The purpose of this paper is to clarify how voluntary eye movements affect perceptions of induced motion and motion capture in an attentional task. The results of this experiment are summarized as follows:

• Induced motion is inhibited by attention in both the horizontal and the vertical directions for reading textual information.

• In contrast to induced motion, motion capture is not inhibited by attention. Specifically, motion capture is not inhibited by attention when viewers move their eyes in the same direction as the movement of the background.

The difference between the perceptual characteristics of induced motion and motion capture suggests the possibility that the mechanisms of perception of these illusions are different.

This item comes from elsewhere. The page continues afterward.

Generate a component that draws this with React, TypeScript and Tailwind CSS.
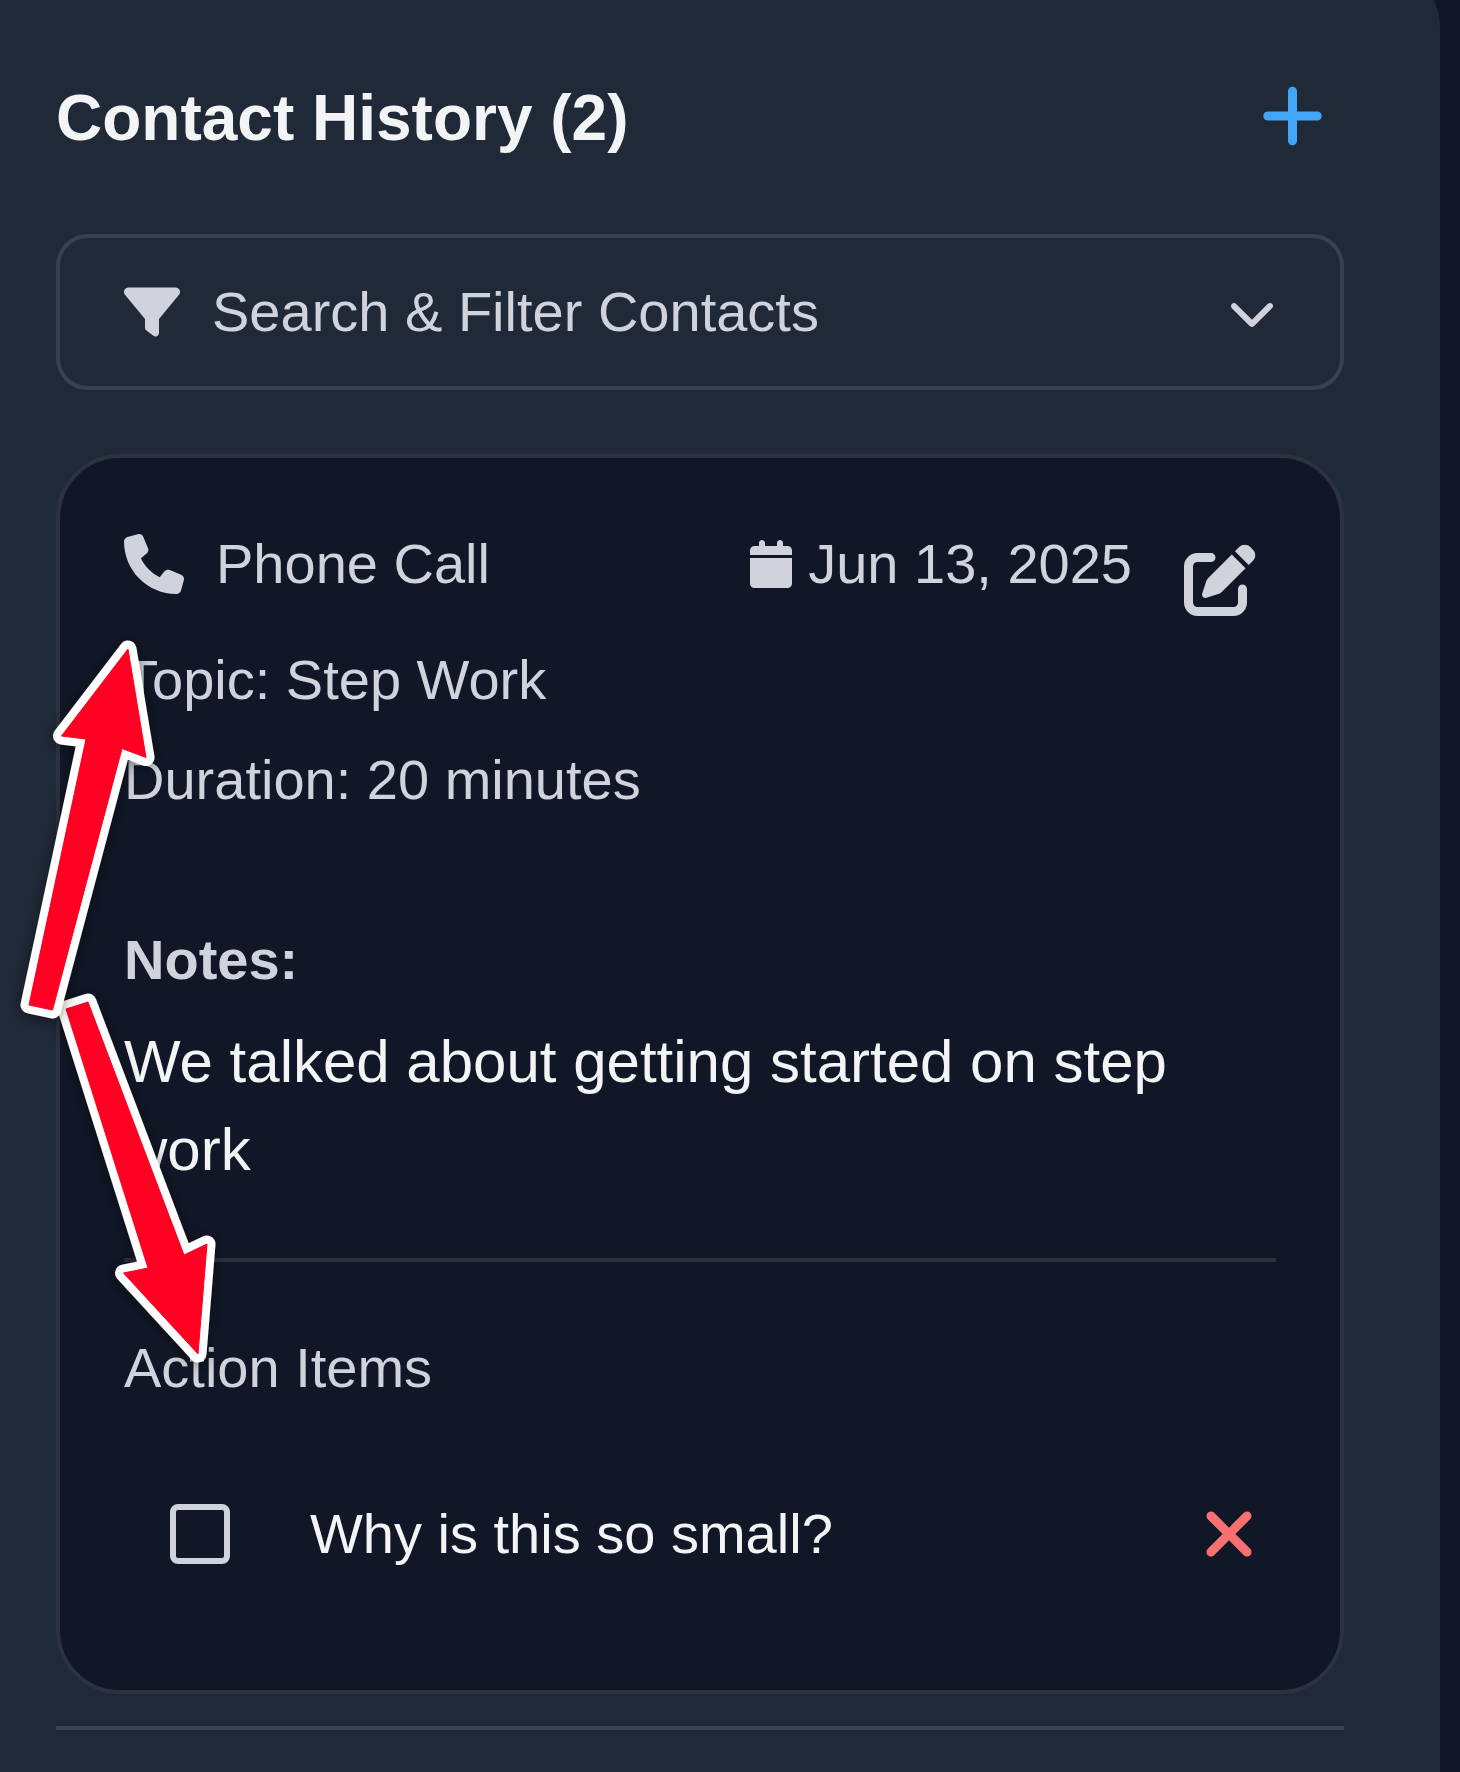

In this experiment, the participants were instructed to move their eyes in order to read the textual information. However, their eye movement might be different from the direction given in the instruction. The authors of this paper did not measure the participants’ eye movements with an eye tracker. Eye tracking data may be an important clue to understanding the results of this experiment in detail. Therefore, as a future study, it is worth considering performing the experiment using an eye tracker.